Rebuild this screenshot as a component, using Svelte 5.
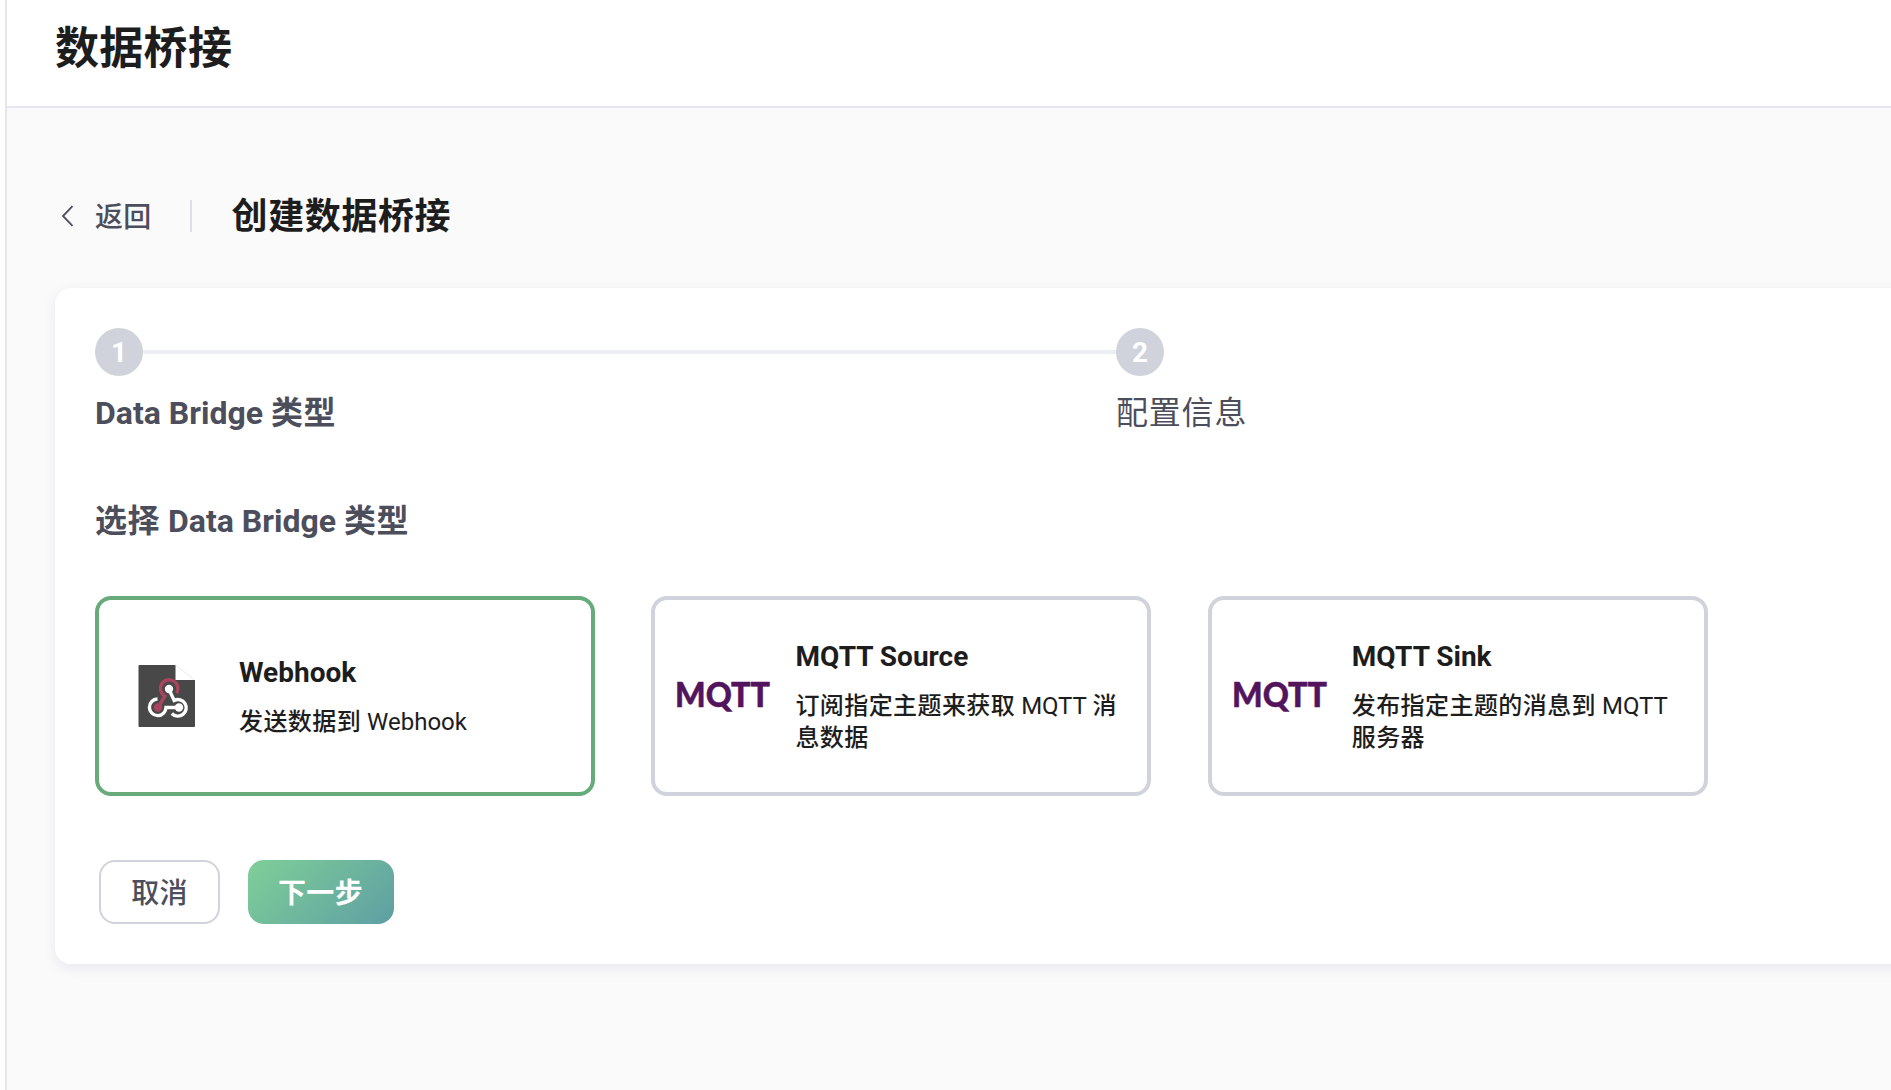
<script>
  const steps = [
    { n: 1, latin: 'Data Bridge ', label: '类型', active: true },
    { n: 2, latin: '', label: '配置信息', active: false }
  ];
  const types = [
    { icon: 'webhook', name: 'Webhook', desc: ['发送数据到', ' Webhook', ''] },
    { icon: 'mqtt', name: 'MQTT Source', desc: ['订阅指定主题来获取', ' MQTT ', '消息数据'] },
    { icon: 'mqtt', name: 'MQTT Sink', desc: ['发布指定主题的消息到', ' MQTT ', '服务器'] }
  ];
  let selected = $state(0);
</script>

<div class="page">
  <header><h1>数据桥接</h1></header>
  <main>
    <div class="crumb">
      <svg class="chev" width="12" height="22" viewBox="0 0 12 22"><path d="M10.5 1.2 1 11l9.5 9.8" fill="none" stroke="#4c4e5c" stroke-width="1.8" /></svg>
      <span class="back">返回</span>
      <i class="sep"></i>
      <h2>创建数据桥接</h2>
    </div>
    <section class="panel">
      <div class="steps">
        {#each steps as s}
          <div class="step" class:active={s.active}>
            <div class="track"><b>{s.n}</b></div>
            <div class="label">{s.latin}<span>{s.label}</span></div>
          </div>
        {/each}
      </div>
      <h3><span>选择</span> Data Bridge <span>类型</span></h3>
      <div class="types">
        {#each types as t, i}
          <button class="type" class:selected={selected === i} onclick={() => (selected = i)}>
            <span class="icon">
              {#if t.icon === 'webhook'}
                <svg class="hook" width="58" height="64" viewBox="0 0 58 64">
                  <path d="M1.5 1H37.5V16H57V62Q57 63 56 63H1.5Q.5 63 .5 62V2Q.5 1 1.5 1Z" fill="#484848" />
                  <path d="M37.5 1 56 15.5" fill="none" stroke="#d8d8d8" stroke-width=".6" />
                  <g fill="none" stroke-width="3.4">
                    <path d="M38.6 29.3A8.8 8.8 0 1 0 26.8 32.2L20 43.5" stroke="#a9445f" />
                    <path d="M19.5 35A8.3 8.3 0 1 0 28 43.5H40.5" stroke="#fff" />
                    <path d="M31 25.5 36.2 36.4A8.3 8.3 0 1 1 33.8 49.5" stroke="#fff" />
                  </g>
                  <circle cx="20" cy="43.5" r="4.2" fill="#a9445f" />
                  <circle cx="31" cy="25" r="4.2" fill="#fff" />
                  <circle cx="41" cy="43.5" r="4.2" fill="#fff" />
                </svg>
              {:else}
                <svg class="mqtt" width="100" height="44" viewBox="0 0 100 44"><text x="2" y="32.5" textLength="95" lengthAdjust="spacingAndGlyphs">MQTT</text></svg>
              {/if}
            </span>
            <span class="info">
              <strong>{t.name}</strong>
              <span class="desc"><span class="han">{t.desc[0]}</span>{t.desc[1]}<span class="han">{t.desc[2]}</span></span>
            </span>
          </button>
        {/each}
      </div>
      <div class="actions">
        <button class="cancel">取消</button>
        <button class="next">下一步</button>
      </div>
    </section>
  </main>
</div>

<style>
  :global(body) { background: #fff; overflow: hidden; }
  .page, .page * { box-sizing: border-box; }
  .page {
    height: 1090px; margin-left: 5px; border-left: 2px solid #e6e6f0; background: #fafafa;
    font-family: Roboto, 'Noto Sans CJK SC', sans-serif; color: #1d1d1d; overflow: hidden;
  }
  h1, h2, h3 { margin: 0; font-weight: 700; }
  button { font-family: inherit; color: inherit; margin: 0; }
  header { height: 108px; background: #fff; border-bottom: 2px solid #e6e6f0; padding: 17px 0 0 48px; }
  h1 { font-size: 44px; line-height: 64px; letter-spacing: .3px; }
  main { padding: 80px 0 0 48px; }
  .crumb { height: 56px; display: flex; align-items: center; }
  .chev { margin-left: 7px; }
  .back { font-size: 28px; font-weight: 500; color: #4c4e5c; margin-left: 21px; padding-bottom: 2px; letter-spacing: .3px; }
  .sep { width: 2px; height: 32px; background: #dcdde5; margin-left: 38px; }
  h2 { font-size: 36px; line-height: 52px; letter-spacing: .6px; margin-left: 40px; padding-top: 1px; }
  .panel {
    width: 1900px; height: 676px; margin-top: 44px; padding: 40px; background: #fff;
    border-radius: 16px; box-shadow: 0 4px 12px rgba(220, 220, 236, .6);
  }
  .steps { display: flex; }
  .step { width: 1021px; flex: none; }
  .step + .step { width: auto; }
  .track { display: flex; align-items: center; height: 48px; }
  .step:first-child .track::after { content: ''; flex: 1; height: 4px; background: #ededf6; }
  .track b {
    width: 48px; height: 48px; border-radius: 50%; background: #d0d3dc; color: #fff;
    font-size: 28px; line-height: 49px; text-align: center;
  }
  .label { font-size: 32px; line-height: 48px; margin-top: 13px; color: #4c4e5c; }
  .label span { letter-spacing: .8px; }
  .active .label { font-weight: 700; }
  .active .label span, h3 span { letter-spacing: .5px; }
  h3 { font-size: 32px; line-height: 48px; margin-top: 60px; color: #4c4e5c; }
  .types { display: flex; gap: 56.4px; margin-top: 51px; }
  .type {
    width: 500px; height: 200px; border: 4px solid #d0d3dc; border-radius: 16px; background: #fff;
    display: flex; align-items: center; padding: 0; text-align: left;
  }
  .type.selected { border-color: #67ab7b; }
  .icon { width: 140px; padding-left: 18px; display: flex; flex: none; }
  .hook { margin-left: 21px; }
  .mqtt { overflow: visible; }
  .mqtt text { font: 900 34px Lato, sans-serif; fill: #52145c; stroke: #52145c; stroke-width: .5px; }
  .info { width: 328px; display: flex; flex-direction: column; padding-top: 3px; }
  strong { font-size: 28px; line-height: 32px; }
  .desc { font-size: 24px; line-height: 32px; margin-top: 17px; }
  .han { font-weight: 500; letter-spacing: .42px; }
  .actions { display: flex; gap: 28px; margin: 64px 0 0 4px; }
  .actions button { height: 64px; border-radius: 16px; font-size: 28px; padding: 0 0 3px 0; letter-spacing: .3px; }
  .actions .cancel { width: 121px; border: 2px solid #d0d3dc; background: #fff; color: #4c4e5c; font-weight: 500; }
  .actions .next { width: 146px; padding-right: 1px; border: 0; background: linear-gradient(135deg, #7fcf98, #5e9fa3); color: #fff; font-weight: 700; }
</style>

REQUIREMENT: From the data above, write out everything exactly except the pictures.

RIGHT ANSWER:
Rebuild this screenshot as a component, using Svelte 5.
<script>
  const steps = [
    { n: 1, latin: 'Data Bridge ', label: '类型', active: true },
    { n: 2, latin: '', label: '配置信息', active: false }
  ];
  const types = [
    { icon: 'webhook', name: 'Webhook', desc: ['发送数据到', ' Webhook', ''] },
    { icon: 'mqtt', name: 'MQTT Source', desc: ['订阅指定主题来获取', ' MQTT ', '消息数据'] },
    { icon: 'mqtt', name: 'MQTT Sink', desc: ['发布指定主题的消息到', ' MQTT ', '服务器'] }
  ];
  let selected = $state(0);
</script>

<div class="page">
  <header><h1>数据桥接</h1></header>
  <main>
    <div class="crumb">
      <svg class="chev" width="12" height="22" viewBox="0 0 12 22"><path d="M10.5 1.2 1 11l9.5 9.8" fill="none" stroke="#4c4e5c" stroke-width="1.8" /></svg>
      <span class="back">返回</span>
      <i class="sep"></i>
      <h2>创建数据桥接</h2>
    </div>
    <section class="panel">
      <div class="steps">
        {#each steps as s}
          <div class="step" class:active={s.active}>
            <div class="track"><b>{s.n}</b></div>
            <div class="label">{s.latin}<span>{s.label}</span></div>
          </div>
        {/each}
      </div>
      <h3><span>选择</span> Data Bridge <span>类型</span></h3>
      <div class="types">
        {#each types as t, i}
          <button class="type" class:selected={selected === i} onclick={() => (selected = i)}>
            <span class="icon">
              {#if t.icon === 'webhook'}
                <svg class="hook" width="58" height="64" viewBox="0 0 58 64">
                  <path d="M1.5 1H37.5V16H57V62Q57 63 56 63H1.5Q.5 63 .5 62V2Q.5 1 1.5 1Z" fill="#484848" />
                  <path d="M37.5 1 56 15.5" fill="none" stroke="#d8d8d8" stroke-width=".6" />
                  <g fill="none" stroke-width="3.4">
                    <path d="M38.6 29.3A8.8 8.8 0 1 0 26.8 32.2L20 43.5" stroke="#a9445f" />
                    <path d="M19.5 35A8.3 8.3 0 1 0 28 43.5H40.5" stroke="#fff" />
                    <path d="M31 25.5 36.2 36.4A8.3 8.3 0 1 1 33.8 49.5" stroke="#fff" />
                  </g>
                  <circle cx="20" cy="43.5" r="4.2" fill="#a9445f" />
                  <circle cx="31" cy="25" r="4.2" fill="#fff" />
                  <circle cx="41" cy="43.5" r="4.2" fill="#fff" />
                </svg>
              {:else}
                <svg class="mqtt" width="100" height="44" viewBox="0 0 100 44"><text x="2" y="32.5" textLength="95" lengthAdjust="spacingAndGlyphs">MQTT</text></svg>
              {/if}
            </span>
            <span class="info">
              <strong>{t.name}</strong>
              <span class="desc"><span class="han">{t.desc[0]}</span>{t.desc[1]}<span class="han">{t.desc[2]}</span></span>
            </span>
          </button>
        {/each}
      </div>
      <div class="actions">
        <button class="cancel">取消</button>
        <button class="next">下一步</button>
      </div>
    </section>
  </main>
</div>

<style>
  :global(body) { background: #fff; overflow: hidden; }
  .page, .page * { box-sizing: border-box; }
  .page {
    height: 1090px; margin-left: 5px; border-left: 2px solid #e6e6f0; background: #fafafa;
    font-family: Roboto, 'Noto Sans CJK SC', sans-serif; color: #1d1d1d; overflow: hidden;
  }
  h1, h2, h3 { margin: 0; font-weight: 700; }
  button { font-family: inherit; color: inherit; margin: 0; }
  header { height: 108px; background: #fff; border-bottom: 2px solid #e6e6f0; padding: 17px 0 0 48px; }
  h1 { font-size: 44px; line-height: 64px; letter-spacing: .3px; }
  main { padding: 80px 0 0 48px; }
  .crumb { height: 56px; display: flex; align-items: center; }
  .chev { margin-left: 7px; }
  .back { font-size: 28px; font-weight: 500; color: #4c4e5c; margin-left: 21px; padding-bottom: 2px; letter-spacing: .3px; }
  .sep { width: 2px; height: 32px; background: #dcdde5; margin-left: 38px; }
  h2 { font-size: 36px; line-height: 52px; letter-spacing: .6px; margin-left: 40px; padding-top: 1px; }
  .panel {
    width: 1900px; height: 676px; margin-top: 44px; padding: 40px; background: #fff;
    border-radius: 16px; box-shadow: 0 4px 12px rgba(220, 220, 236, .6);
  }
  .steps { display: flex; }
  .step { width: 1021px; flex: none; }
  .step + .step { width: auto; }
  .track { display: flex; align-items: center; height: 48px; }
  .step:first-child .track::after { content: ''; flex: 1; height: 4px; background: #ededf6; }
  .track b {
    width: 48px; height: 48px; border-radius: 50%; background: #d0d3dc; color: #fff;
    font-size: 28px; line-height: 49px; text-align: center;
  }
  .label { font-size: 32px; line-height: 48px; margin-top: 13px; color: #4c4e5c; }
  .label span { letter-spacing: .8px; }
  .active .label { font-weight: 700; }
  .active .label span, h3 span { letter-spacing: .5px; }
  h3 { font-size: 32px; line-height: 48px; margin-top: 60px; color: #4c4e5c; }
  .types { display: flex; gap: 56.4px; margin-top: 51px; }
  .type {
    width: 500px; height: 200px; border: 4px solid #d0d3dc; border-radius: 16px; background: #fff;
    display: flex; align-items: center; padding: 0; text-align: left;
  }
  .type.selected { border-color: #67ab7b; }
  .icon { width: 140px; padding-left: 18px; display: flex; flex: none; }
  .hook { margin-left: 21px; }
  .mqtt { overflow: visible; }
  .mqtt text { font: 900 34px Lato, sans-serif; fill: #52145c; stroke: #52145c; stroke-width: .5px; }
  .info { width: 328px; display: flex; flex-direction: column; padding-top: 3px; }
  strong { font-size: 28px; line-height: 32px; }
  .desc { font-size: 24px; line-height: 32px; margin-top: 17px; }
  .han { font-weight: 500; letter-spacing: .42px; }
  .actions { display: flex; gap: 28px; margin: 64px 0 0 4px; }
  .actions button { height: 64px; border-radius: 16px; font-size: 28px; padding: 0 0 3px 0; letter-spacing: .3px; }
  .actions .cancel { width: 121px; border: 2px solid #d0d3dc; background: #fff; color: #4c4e5c; font-weight: 500; }
  .actions .next { width: 146px; padding-right: 1px; border: 0; background: linear-gradient(135deg, #7fcf98, #5e9fa3); color: #fff; font-weight: 700; }
</style>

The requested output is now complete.